PROVIDED MATERIAL
━━━━━━━━━━━━━━━━

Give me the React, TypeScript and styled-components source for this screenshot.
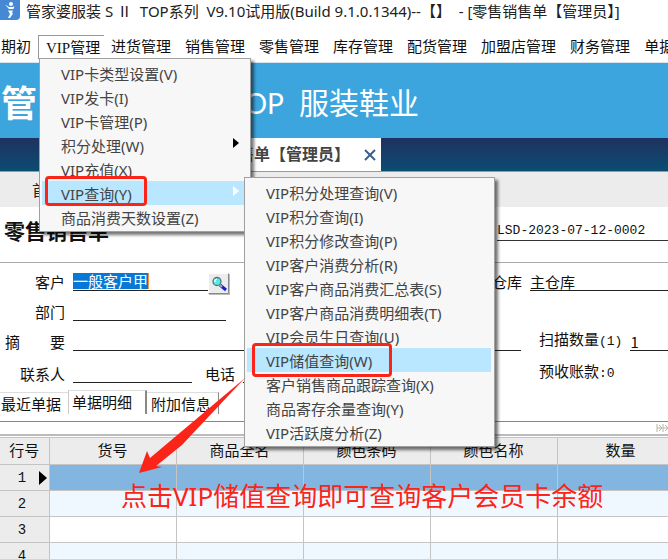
import React from "react";
import styled, { createGlobalStyle, css } from "styled-components";

const ui = `"Noto Sans", "Noto Sans CJK SC", sans-serif`;
const cjk = `"Noto Sans CJK SC", sans-serif`;
const mono = `"Liberation Mono", "Noto Sans CJK SC", monospace`;

const GlobalStyle = createGlobalStyle`
  * { box-sizing: border-box; }
  body { margin: 0; background: #fff; color: #111; overflow: hidden; font: 15px/18px ${cjk}; }
  button, input { font: inherit; color: inherit; border: 0; padding: 0; background: none; }
`;

const Window = styled.div`
  position: relative;
  min-height: 100vh;
  white-space: nowrap;
`;

const TitleBar = styled.header`
  display: flex;
  gap: 6px;
  height: 34px;
  font: 15px/22px ${ui};
  color: #222;
`;

const TitleText = styled.span`
  white-space: pre;
`;

const MenuBar = styled.nav`
  display: flex;
  height: 29px;
  border-bottom: 1px solid #d5e6f2;
`;

const MenuEntry = styled.div`
  position: relative;
  margin-top: 1px;
  &:first-child { margin-left: -6px; }
`;

const MenuButton = styled.button<{ $open?: boolean }>`
  height: 24px;
  padding: 0 7px 3px;
  line-height: 20px;
  border-top: 1px solid transparent;
  ${(p) =>
    p.$open &&
    css`
      width: 66px;
      padding: 0 0 0 7px;
      text-align: left;
      font-family: "Liberation Serif", "Noto Sans CJK SC", serif;
      border-top-color: #999;
      border-left: 1px solid #999;
    `}
`;

const Menu = styled.div<{ $sub?: boolean }>`
  position: absolute;
  z-index: ${(p) => (p.$sub ? 3 : 2)};
  top: ${(p) => (p.$sub ? "-4px" : "23px")};
  left: ${(p) => (p.$sub ? "202px" : "1px")};
  width: ${(p) => (p.$sub ? "251px" : "212px")};
  padding: 2px 3px 2px 2px;
  border: 1px solid #a0a0a0;
  background: #f7f7f7;
  box-shadow: 3px 3px 3px rgba(0, 0, 0, 0.55);
`;

const MenuRow = styled.div`
  position: relative;
`;

const MenuItem = styled.button<{ $active?: boolean }>`
  display: flex;
  justify-content: space-between;
  width: 100%;
  height: 24px;
  padding: 2px 8px 0 19px;
  font: 15px/22px ${ui};
  color: #444;
  background: ${(p) => (p.$active ? "#b8e7ff" : "transparent")};
`;

const Mark = styled.div<{ $width: number; $height: number; $left: number }>`
  position: absolute;
  z-index: 1;
  top: -5px;
  left: ${(p) => p.$left}px;
  width: ${(p) => p.$width}px;
  height: ${(p) => p.$height}px;
  border: 3px solid #fb2418;
  border-radius: 4px;
  pointer-events: none;
`;

const Banner = styled.div`
  display: flex;
  align-items: center;
  height: 75px;
  background: #3ca5de;
  color: #fff;
`;

const Brand = styled.strong`
  width: 229px;
  padding-left: 1px;
  font-size: 36px;
  line-height: 40px;
`;

const Edition = styled.span`
  font: 28px/40px Lato, sans-serif;
  width: 70px;
  padding-top: 5px;
`;

const Product = styled.span`
  font-size: 30px;
  line-height: 40px;
`;

const DocTabs = styled.div`
  display: flex;
  height: 34px;
  padding-left: 150px;
  background: linear-gradient(#1e3260, #0c4c72);
  border-bottom: 1px solid #999;
`;

const DocTab = styled.div`
  display: flex;
  align-items: center;
  justify-content: flex-end;
  gap: 14px;
  width: 231px;
  padding-right: 5px;
  padding-bottom: 3px;
  background: #fff;
  color: #444;
  font-size: 16px;
  font-weight: 700;
`;

const CloseButton = styled.button`
  display: flex;
  padding-top: 4px;
`;

const Toolbar = styled.div`
  display: flex;
  height: 35px;
  padding-left: 32px;
  background: #ececec;
  color: #222;
`;

const DocHeader = styled.div`
  display: flex;
  height: 56px;
  padding-top: 12px;
  border-bottom: 1px solid #aaa;
`;

const DocTitle = styled.h1`
  width: 497px;
  margin: 0;
  padding-left: 4px;
  font-size: 21px;
  line-height: 22px;
`;

const DocNumber = styled.div`
  flex: 1;
  height: 22px;
  border-bottom: 1px solid #333;
  font: 13px/24px ${mono};
`;

const Form = styled.form`
  display: grid;
  gap: 8px;
  padding: 6px 0 8px;
`;

const FormRow = styled.div`
  display: grid;
  grid-template-columns: 492px 1fr;
  height: 22px;
  &:last-child { height: 24px; }
`;

const Cell = styled.div<{ $indent?: boolean }>`
  display: flex;
  align-items: flex-end;
  min-width: 0;
  padding-left: ${(p) => (p.$indent ? "47px" : "0")};
`;

const Label = styled.label<{ $lead?: boolean; $gap?: number }>`
  flex: none;
  width: ${(p) => (p.$lead ? "65px" : "auto")};
  margin-right: 8px;
  margin-left: ${(p) => p.$gap ?? 0}px;
  text-align: right;
  white-space: pre;
`;

const Field = styled.input<{ $width?: number }>`
  flex: ${(p) => (p.$width ? "none" : "1")};
  width: ${(p) => (p.$width ? `${p.$width}px` : "auto")};
  min-width: 0;
  height: 18px;
  border-bottom: 1px solid #222;
  outline: 0;
`;

const PickerField = styled.div`
  width: 135px;
  height: 18px;
  border-bottom: 1px solid #222;
`;

const SelectedInput = styled.input`
  display: block;
  width: 76px;
  height: 16px;
  background: #0878d7;
  color: #fff;
  border-right: 1px solid #f09040;
  outline: 0;
`;

const PickerButton = styled.button`
  width: 21px;
  height: 21px;
  margin-bottom: -3px;
  background: #ececec;
  border: 1px solid;
  border-color: #fff #888 #888 #fff;
  box-shadow: 1px 1px 0 #bbb;
`;

const Small = styled.span`
  font-family: ${mono};
  font-size: 13px;
`;

const DetailTabs = styled.div`
  display: flex;
  align-items: flex-end;
  height: 31px;
  padding-bottom: 7px;
  border-bottom: 1px solid #888;
`;

const DetailTab = styled.button<{ $active?: boolean }>`
  height: ${(p) => (p.$active ? "24px" : "22px")};
  width: ${(p) => (p.$active ? "79px" : "68px")};
  padding: 0 0 ${(p) => (p.$active ? "2px" : "0")} ${(p) => (p.$active ? "3px" : "1px")};
  text-align: left;
  border-top: 1px solid #ddd;
  border-left: ${(p) => (p.$active ? "1px solid #ccc" : "0")};
  border-right: ${(p) => (p.$active ? "2px solid #888" : "0")};
  &:last-child { width: 72px; padding-left: 4px; border-right: 1px solid #888; }
`;

const Splitter = styled.div`
  display: flex;
  align-items: center;
  justify-content: flex-end;
  height: 14px;
  border-bottom: 2px solid #bbb;
`;

const GridPane = styled.div`
  position: relative;
  padding-top: 1px;
`;

const DataGrid = styled.table`
  width: 684px;
  table-layout: fixed;
  border-collapse: collapse;
  th, td {
    height: 26px;
    padding: 0;
    border: solid #c4c4c4;
    border-width: 1px 1px 1px 0;
    font-weight: 400;
  }
  thead th { height: 27px; background: #ececec; padding-bottom: 2px; }
`;

const RowHead = styled.th`
  background: #ececec;
  font: 14px/18px ${mono};
`;

const RowHeadInner = styled.div`
  display: grid;
  grid-template-columns: 34px 1fr;
  align-items: center;
  padding-left: 5px;
`;

const DataRow = styled.tr<{ $selected?: boolean; $odd?: boolean }>`
  td { background: ${(p) => (p.$selected ? "#83b5e1" : p.$odd ? "#fff" : "#f0f8ff")}; }
`;

const Note = styled.p`
  position: absolute;
  top: 43px;
  left: 121px;
  margin: 0;
  font: 26px/34px ${ui};
  color: #fb2418;
`;

const Arrow = styled.svg`
  position: absolute;
  top: -58px;
  left: 138px;
`;

const AppIcon = () => (
  <svg width="20" height="21" viewBox="0 0 20 21" aria-hidden="true">
    <rect x="-3" y="-3" width="23" height="23" rx="4" fill="#4589d5" />
    <circle cx="11" cy="4" r="2" fill="#fff" />
    <path d="M5 4.500l4 2.500h4l1.500-1-1 3H9zM8 10.500h5l-1 2 1 1-3 4.500H8l2-4z" fill="#fff" />
  </svg>
);

const Caret = ({ light }: { light?: boolean }) => (
  <svg width="6" height="10" viewBox="0 0 6 10" aria-hidden="true">
    <path d="M0 0v10l6-5z" fill={light ? "#fff" : "#000"} />
  </svg>
);

const CaretBox = styled.span`
  display: flex;
  align-items: center;
  height: 16px;
`;

const Magnifier = () => (
  <svg width="19" height="19" viewBox="0 0 19 19" aria-hidden="true">
    <path d="M11 11l6 5" stroke="#1420d8" strokeWidth="3" />
    <path d="M10 10l3 3" stroke="#a9a9a9" strokeWidth="2" />
    <circle cx="8" cy="7.500" r="4" fill="#58e8e8" stroke="#507878" strokeWidth="1.300" />
    <path d="M6 8V6l2-1" stroke="#fff" strokeWidth="1.300" fill="none" />
  </svg>
);

const vipItems = ["VIP卡类型设置(V)", "VIP发卡(I)", "VIP卡管理(P)", "积分处理(W)", "VIP充值(X)", "VIP查询(Y)", "商品消费天数设置(Z)"];
const queryItems = [
  "VIP积分处理查询(V)", "VIP积分查询(I)", "VIP积分修改查询(P)", "VIP客户消费分析(R)",
  "VIP客户商品消费汇总表(S)", "VIP客户商品消费明细表(T)", "VIP会员生日查询(U)", "VIP储值查询(W)",
  "客户销售商品跟踪查询(X)", "商品寄存余量查询(Y)", "VIP活跃度分析(Z)",
];
const menus = ["期初", "VIP管理", "进货管理", "销售管理", "零售管理", "库存管理", "配货管理", "加盟店管理", "财务管理", "单据"];
const columns = ["货号", "商品全名", "颜色条码", "颜色名称", "数量"];

const QueryMenu = () => (
  <Menu $sub>
    {queryItems.map((text, i) => (
      <MenuRow key={text}>
        <MenuItem $active={i === 7}>{text}</MenuItem>
        {i === 7 && <Mark $left={5} $width={140} $height={34} />}
      </MenuRow>
    ))}
  </Menu>
);

const VipMenu = () => (
  <Menu>
    {vipItems.map((text, i) => (
      <MenuRow key={text}>
        <MenuItem $active={i === 5}>
          {text}
          {(i === 3 || i === 5) && <CaretBox><Caret light={i === 5} /></CaretBox>}
        </MenuItem>
        {i === 5 && <Mark $left={3} $width={102} $height={30} />}
        {i === 5 && <QueryMenu />}
      </MenuRow>
    ))}
  </Menu>
);

export default function App() {
  return (
    <Window>
      <GlobalStyle />
      <TitleBar>
        <AppIcon />
        <TitleText>管家婆服装 S Ⅱ  TOP系列  V9.10试用版(Build 9.1.0.1344)--【】  - [零售销售单【管理员】]</TitleText>
      </TitleBar>
      <MenuBar>
        {menus.map((name, i) => (
          <MenuEntry key={name}>
            <MenuButton $open={i === 1}>{name}</MenuButton>
            {i === 1 && <VipMenu />}
          </MenuEntry>
        ))}
      </MenuBar>
      <Banner>
        <Brand>管家婆</Brand>
        <Edition>TOP</Edition>
        <Product>服装鞋业</Product>
      </Banner>
      <DocTabs>
        <DocTab>
          零售销售单【管理员】
          <CloseButton aria-label="关闭">
            <svg width="12" height="12" viewBox="0 0 12 12">
              <path d="M1 1l10 10M11 1L1 11" stroke="#38608a" strokeWidth="2" />
            </svg>
          </CloseButton>
        </DocTab>
      </DocTabs>
      <Toolbar><button>首张</button></Toolbar>
      <DocHeader>
        <DocTitle>零售销售单</DocTitle>
        <DocNumber>LSD-2023-07-12-0002</DocNumber>
      </DocHeader>
      <Form>
        <FormRow>
          <Cell>
            <Label $lead htmlFor="customer">客户</Label>
            <PickerField><SelectedInput id="customer" defaultValue="一般客户甲" /></PickerField>
            <PickerButton type="button" aria-label="查找客户"><Magnifier /></PickerButton>
          </Cell>
          <Cell>
            <Label htmlFor="store">仓库</Label>
            <Field id="store" defaultValue="主仓库" />
          </Cell>
        </FormRow>
        <FormRow>
          <Cell>
            <Label $lead htmlFor="dept">部门</Label>
            <Field id="dept" $width={153} />
          </Cell>
        </FormRow>
        <FormRow>
          <Cell>
            <Label $lead htmlFor="memo">{"摘\u3000\u3000要"}</Label>
            <Field id="memo" $width={448} />
          </Cell>
          <Cell $indent>
            <Label htmlFor="scan">扫描数量<Small>(1)</Small></Label>
            <Field id="scan" defaultValue="1" />
          </Cell>
        </FormRow>
        <FormRow>
          <Cell>
            <Label $lead htmlFor="contact">联系人</Label>
            <Field id="contact" $width={119} />
            <Label $gap={13} htmlFor="phone">电话</Label>
            <Field id="phone" $width={153} />
          </Cell>
          <Cell $indent><span>预收账款<Small>:0</Small></span></Cell>
        </FormRow>
      </Form>
      <DetailTabs>
        <DetailTab>最近单据</DetailTab>
        <DetailTab $active>单据明细</DetailTab>
        <DetailTab>附加信息</DetailTab>
      </DetailTabs>
      <Splitter>
        <svg width="12" height="8" viewBox="0 0 12 8" aria-hidden="true">
          <path d="M1 0v8M1 4h4M3 1l3 3-3 3M7 0v8M7 4h4M9 1l3 3-3 3" stroke="#bbb5a5" fill="none" />
        </svg>
      </Splitter>
      <GridPane>
        <DataGrid>
          <colgroup>
            <col width="49" />
            {columns.map((c) => <col key={c} width="127" />)}
          </colgroup>
          <thead>
            <tr>
              <th>行号</th>
              {columns.map((c) => <th key={c}>{c}</th>)}
            </tr>
          </thead>
          <tbody>
            {[1, 2, 3, 4].map((n) => (
              <DataRow key={n} $selected={n === 1} $odd={n % 2 === 1}>
                <RowHead scope="row">
                  <RowHeadInner>
                    {n}
                    {n === 1 && (
                      <svg width="8" height="14" viewBox="0 0 8 14" aria-hidden="true"><path d="M0 0v14l8-7z" /></svg>
                    )}
                  </RowHeadInner>
                </RowHead>
                {columns.map((c) => <td key={c} />)}
              </DataRow>
            ))}
          </tbody>
        </DataGrid>
        <Arrow width="108" height="97" viewBox="0 0 108 97" aria-hidden="true">
          <path d="M1 95L9 73l3 7L107 0 44 67 18 88l6 1z" fill="#fb2418" />
        </Arrow>
        <Note>点击VIP储值查询即可查询客户会员卡余额</Note>
      </GridPane>
    </Window>
  );
}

━━━━━━━━━━━━━━━━

WORK INSTRUCTIONS
Go through the preceding material and copy each line that has the word "components".

THE RESULT
Give me the React, TypeScript and styled-components source for this screenshot.
import styled, { createGlobalStyle, css } from "styled-components";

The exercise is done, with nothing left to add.